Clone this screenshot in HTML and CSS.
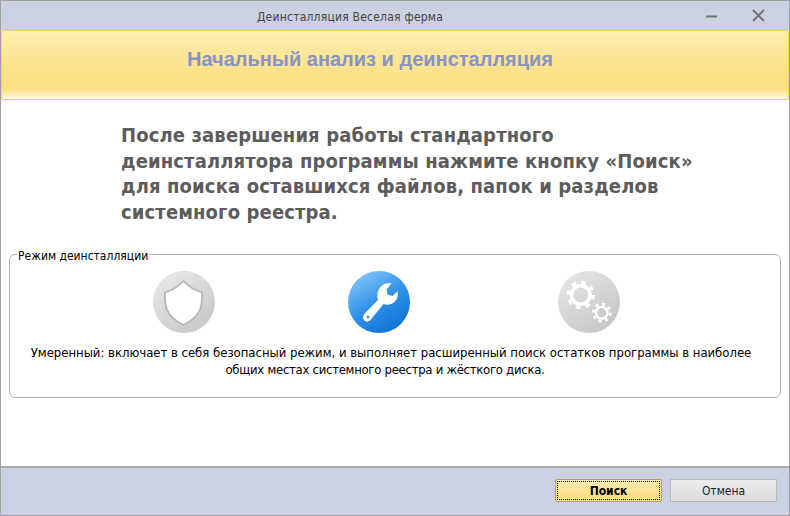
FILE: index.html
```html
<!DOCTYPE html>
<html lang="ru">
<head>
<meta charset="utf-8">
<title>Деинсталляция Веселая ферма</title>
<link rel="stylesheet" href="styles.css">
</head>
<body>
<div class="window">
  <header class="titlebar">
    <span class="title">Деинсталляция Веселая ферма</span>
    <div class="controls">
      <svg class="ctl" width="12" height="12" viewBox="0 0 12 12"><path d="M0 6.500H11" stroke="#6f6f6f" stroke-width="2"/></svg>
      <svg class="ctl" width="13" height="13" viewBox="0 0 13 13"><path d="M1 1L12 12M12 1L1 12" stroke="#6f6f6f" stroke-width="1.800" fill="none"/></svg>
    </div>
  </header>
  <div class="banner"><h1>Начальный анализ и деинсталляция</h1></div>
  <main class="content">
    <p class="lead">После завершения работы стандартного<br>деинсталлятора программы нажмите кнопку «Поиск»<br>для поиска оставшихся файлов, папок и разделов<br>системного реестра.</p>
    <fieldset class="group">
      <legend>Режим деинсталляции</legend>
      <div class="modes">
        <svg class="mode" width="62" height="62" viewBox="0 0 62 62">
          <defs>
            <linearGradient id="g1" x1="0.15" y1="0" x2="0.85" y2="1"><stop offset="0" stop-color="#e9e9ea"/><stop offset="1" stop-color="#c6c6c6"/></linearGradient>
          </defs>
          <circle cx="31" cy="31" r="31" fill="url(#g1)"/>
          <path d="M30.500 10C25.500 15.500 19 19.500 12 21.500C11.800 28 12 33 13.500 37.500C16 44.500 22.500 50 30.500 54C38.500 50 45 44.500 47.500 37.500C49 33 49.200 28 49 21.500C42 19.500 35.500 15.500 30.500 10Z" fill="#fff" stroke="#b6b6b6" stroke-width="1.800"/>
        </svg>
        <svg class="mode" width="62" height="62" viewBox="0 0 62 62">
          <defs>
            <linearGradient id="g2" x1="0.2" y1="0" x2="0.8" y2="1"><stop offset="0" stop-color="#86c6fb"/><stop offset="0.5" stop-color="#2f92e9"/><stop offset="1" stop-color="#0d6fd2"/></linearGradient>
          </defs>
          <circle cx="31" cy="31" r="31" fill="url(#g2)"/>
          <path d="M16 43L30 29C28.500 23.500 29.500 18.500 33.500 15C36.500 12.500 40.500 11.500 43.500 12.500L38.500 18.500L39.500 23.500L44.500 25L49.500 20C50.500 24 49.500 28 46.500 31C43.500 33.500 39.500 34.500 35.500 33L22 49.500C20.500 51 18 51 16.500 49.500C14.500 47.500 14.500 45 16 43Z" fill="#fff"/>
          <circle cx="20" cy="46" r="1.500" fill="#3b93e2"/>
        </svg>
        <svg class="mode" width="62" height="62" viewBox="0 0 62 62">
          <defs>
            <linearGradient id="g3" x1="0.15" y1="0" x2="0.85" y2="1"><stop offset="0" stop-color="#e6e6e7"/><stop offset="1" stop-color="#c4c4c4"/></linearGradient>
          </defs>
          <circle cx="31" cy="31" r="31" fill="url(#g3)"/>
          <g fill="none" stroke="#fff">
            <circle cx="22.700" cy="24" r="9.200" stroke-width="3.600"/>
            <circle cx="22.700" cy="24" r="12.500" stroke-width="3.500" stroke-dasharray="4.500 5.320"/>
            <circle cx="43.700" cy="41.700" r="5.800" stroke-width="2.400"/>
            <circle cx="43.700" cy="41.700" r="8.500" stroke-width="3" stroke-dasharray="3 3.680"/>
          </g>
        </svg>
      </div>
      <p class="desc">Умеренный: включает в себя безопасный режим, и выполняет расширенный поиск остатков программы в наиболее<br><span class="desc-tail">общих местах системного реестра и жёсткого диска.</span></p>
    </fieldset>
  </main>
  <footer class="footer">
    <button class="btn btn-primary" type="button"><span class="focus">Поиск</span></button>
    <button class="btn" type="button">Отмена</button>
  </footer>
</div>
</body>
</html>
```

FILE: styles.css
```css
* { box-sizing: border-box; }
html, body { margin: 0; padding: 0; }
body { width: 790px; height: 516px; overflow: hidden; background: #fff; font-family: "DejaVu Sans Condensed", "DejaVu Sans", sans-serif; }
.window { width: 790px; height: 516px; display: flex; flex-direction: column; border: 1px solid #a0a0a0; background: #fff; }
.titlebar { height: 29px; flex: none; background: #cbd0e2; display: flex; align-items: center; justify-content: center; position: relative; padding-right: 90px; }
.title { font-size: 12px; letter-spacing: 0.22px; color: #444; padding-top: 2px; }
.controls { position: absolute; right: 0; top: 0; display: flex; align-items: center; gap: 34px; padding: 8px 24px 0 0; }
.banner { height: 70px; flex: none; border: 1px solid #f4d264; border-radius: 2px; background: linear-gradient(#fdeeb0 0, #fbe596 40%, #fbdf82 78%, #fce08a 86%, #fffbe8 100%); display: flex; align-items: center; justify-content: center; padding-right: 50px; }
.banner h1 { margin: 0 0 11px; font: bold 20px "Liberation Sans", Arial, sans-serif; color: #8794c4; }
.content { flex: 1; padding: 23px 8px 0; }
.lead { margin: 0 0 21px 112px; font-size: 20px; letter-spacing: 0.13px; line-height: 25.7px; font-weight: bold; color: #5c5c5c; white-space: nowrap; }
.group { margin: 0; height: 151px; padding: 0 0 0 8px; border: 1px solid #b0b0b0; border-radius: 6px; }
.group legend { padding: 2px 1px 0; font-size: 12px; line-height: 14px; color: #000; margin-left: -1px; }
.modes { display: flex; gap: 133px; padding: 8px 0 0 135px; }
.mode:last-child { margin-left: 15px; }
.desc { margin: 11px 0 0 4px; width: 738px; font-size: 13px; letter-spacing: -0.02px; line-height: 17px; color: #000; text-align: center; white-space: nowrap; }
.desc-tail { display: inline-block; letter-spacing: -0.28px; padding-right: 12px; }
.footer { height: 49px; flex: none; background: #cbd0e2; border-top: 2px solid #a8a8a8; display: flex; align-items: center; justify-content: flex-end; gap: 8px; padding: 0 12px 2px 0; }
.btn { width: 107px; height: 23px; padding: 0; font: 12px "DejaVu Sans Condensed", "DejaVu Sans", sans-serif; color: #222; border: 1px solid #b8b8b8; background: linear-gradient(#ececec, #dcdcdc); }
.btn-primary { border: 1px solid #c29b4e; border-radius: 2px; background: linear-gradient(#fdeeb5, #fcd97b); font-weight: bold; color: #000; padding: 1px; }
.focus { display: flex; align-items: center; justify-content: center; width: 100%; height: 100%; border: 1px dotted #000; }
```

════

> The task:
Give back the whole listing as it stands, minus its pictures.

> Right answer:
Clone this screenshot in HTML and CSS.
FILE: index.html
```html
<!DOCTYPE html>
<html lang="ru">
<head>
<meta charset="utf-8">
<title>Деинсталляция Веселая ферма</title>
<link rel="stylesheet" href="styles.css">
</head>
<body>
<div class="window">
  <header class="titlebar">
    <span class="title">Деинсталляция Веселая ферма</span>
    <div class="controls">
      <svg class="ctl" width="12" height="12" viewBox="0 0 12 12"><path d="M0 6.500H11" stroke="#6f6f6f" stroke-width="2"/></svg>
      <svg class="ctl" width="13" height="13" viewBox="0 0 13 13"><path d="M1 1L12 12M12 1L1 12" stroke="#6f6f6f" stroke-width="1.800" fill="none"/></svg>
    </div>
  </header>
  <div class="banner"><h1>Начальный анализ и деинсталляция</h1></div>
  <main class="content">
    <p class="lead">После завершения работы стандартного<br>деинсталлятора программы нажмите кнопку «Поиск»<br>для поиска оставшихся файлов, папок и разделов<br>системного реестра.</p>
    <fieldset class="group">
      <legend>Режим деинсталляции</legend>
      <div class="modes">
        <svg class="mode" width="62" height="62" viewBox="0 0 62 62">
          <defs>
            <linearGradient id="g1" x1="0.15" y1="0" x2="0.85" y2="1"><stop offset="0" stop-color="#e9e9ea"/><stop offset="1" stop-color="#c6c6c6"/></linearGradient>
          </defs>
          <circle cx="31" cy="31" r="31" fill="url(#g1)"/>
          <path d="M30.500 10C25.500 15.500 19 19.500 12 21.500C11.800 28 12 33 13.500 37.500C16 44.500 22.500 50 30.500 54C38.500 50 45 44.500 47.500 37.500C49 33 49.200 28 49 21.500C42 19.500 35.500 15.500 30.500 10Z" fill="#fff" stroke="#b6b6b6" stroke-width="1.800"/>
        </svg>
        <svg class="mode" width="62" height="62" viewBox="0 0 62 62">
          <defs>
            <linearGradient id="g2" x1="0.2" y1="0" x2="0.8" y2="1"><stop offset="0" stop-color="#86c6fb"/><stop offset="0.5" stop-color="#2f92e9"/><stop offset="1" stop-color="#0d6fd2"/></linearGradient>
          </defs>
          <circle cx="31" cy="31" r="31" fill="url(#g2)"/>
          <path d="M16 43L30 29C28.500 23.500 29.500 18.500 33.500 15C36.500 12.500 40.500 11.500 43.500 12.500L38.500 18.500L39.500 23.500L44.500 25L49.500 20C50.500 24 49.500 28 46.500 31C43.500 33.500 39.500 34.500 35.500 33L22 49.500C20.500 51 18 51 16.500 49.500C14.500 47.500 14.500 45 16 43Z" fill="#fff"/>
          <circle cx="20" cy="46" r="1.500" fill="#3b93e2"/>
        </svg>
        <svg class="mode" width="62" height="62" viewBox="0 0 62 62">
          <defs>
            <linearGradient id="g3" x1="0.15" y1="0" x2="0.85" y2="1"><stop offset="0" stop-color="#e6e6e7"/><stop offset="1" stop-color="#c4c4c4"/></linearGradient>
          </defs>
          <circle cx="31" cy="31" r="31" fill="url(#g3)"/>
          <g fill="none" stroke="#fff">
            <circle cx="22.700" cy="24" r="9.200" stroke-width="3.600"/>
            <circle cx="22.700" cy="24" r="12.500" stroke-width="3.500" stroke-dasharray="4.500 5.320"/>
            <circle cx="43.700" cy="41.700" r="5.800" stroke-width="2.400"/>
            <circle cx="43.700" cy="41.700" r="8.500" stroke-width="3" stroke-dasharray="3 3.680"/>
          </g>
        </svg>
      </div>
      <p class="desc">Умеренный: включает в себя безопасный режим, и выполняет расширенный поиск остатков программы в наиболее<br><span class="desc-tail">общих местах системного реестра и жёсткого диска.</span></p>
    </fieldset>
  </main>
  <footer class="footer">
    <button class="btn btn-primary" type="button"><span class="focus">Поиск</span></button>
    <button class="btn" type="button">Отмена</button>
  </footer>
</div>
</body>
</html>
```

FILE: styles.css
```css
* { box-sizing: border-box; }
html, body { margin: 0; padding: 0; }
body { width: 790px; height: 516px; overflow: hidden; background: #fff; font-family: "DejaVu Sans Condensed", "DejaVu Sans", sans-serif; }
.window { width: 790px; height: 516px; display: flex; flex-direction: column; border: 1px solid #a0a0a0; background: #fff; }
.titlebar { height: 29px; flex: none; background: #cbd0e2; display: flex; align-items: center; justify-content: center; position: relative; padding-right: 90px; }
.title { font-size: 12px; letter-spacing: 0.22px; color: #444; padding-top: 2px; }
.controls { position: absolute; right: 0; top: 0; display: flex; align-items: center; gap: 34px; padding: 8px 24px 0 0; }
.banner { height: 70px; flex: none; border: 1px solid #f4d264; border-radius: 2px; background: linear-gradient(#fdeeb0 0, #fbe596 40%, #fbdf82 78%, #fce08a 86%, #fffbe8 100%); display: flex; align-items: center; justify-content: center; padding-right: 50px; }
.banner h1 { margin: 0 0 11px; font: bold 20px "Liberation Sans", Arial, sans-serif; color: #8794c4; }
.content { flex: 1; padding: 23px 8px 0; }
.lead { margin: 0 0 21px 112px; font-size: 20px; letter-spacing: 0.13px; line-height: 25.7px; font-weight: bold; color: #5c5c5c; white-space: nowrap; }
.group { margin: 0; height: 151px; padding: 0 0 0 8px; border: 1px solid #b0b0b0; border-radius: 6px; }
.group legend { padding: 2px 1px 0; font-size: 12px; line-height: 14px; color: #000; margin-left: -1px; }
.modes { display: flex; gap: 133px; padding: 8px 0 0 135px; }
.mode:last-child { margin-left: 15px; }
.desc { margin: 11px 0 0 4px; width: 738px; font-size: 13px; letter-spacing: -0.02px; line-height: 17px; color: #000; text-align: center; white-space: nowrap; }
.desc-tail { display: inline-block; letter-spacing: -0.28px; padding-right: 12px; }
.footer { height: 49px; flex: none; background: #cbd0e2; border-top: 2px solid #a8a8a8; display: flex; align-items: center; justify-content: flex-end; gap: 8px; padding: 0 12px 2px 0; }
.btn { width: 107px; height: 23px; padding: 0; font: 12px "DejaVu Sans Condensed", "DejaVu Sans", sans-serif; color: #222; border: 1px solid #b8b8b8; background: linear-gradient(#ececec, #dcdcdc); }
.btn-primary { border: 1px solid #c29b4e; border-radius: 2px; background: linear-gradient(#fdeeb5, #fcd97b); font-weight: bold; color: #000; padding: 1px; }
.focus { display: flex; align-items: center; justify-content: center; width: 100%; height: 100%; border: 1px dotted #000; }
```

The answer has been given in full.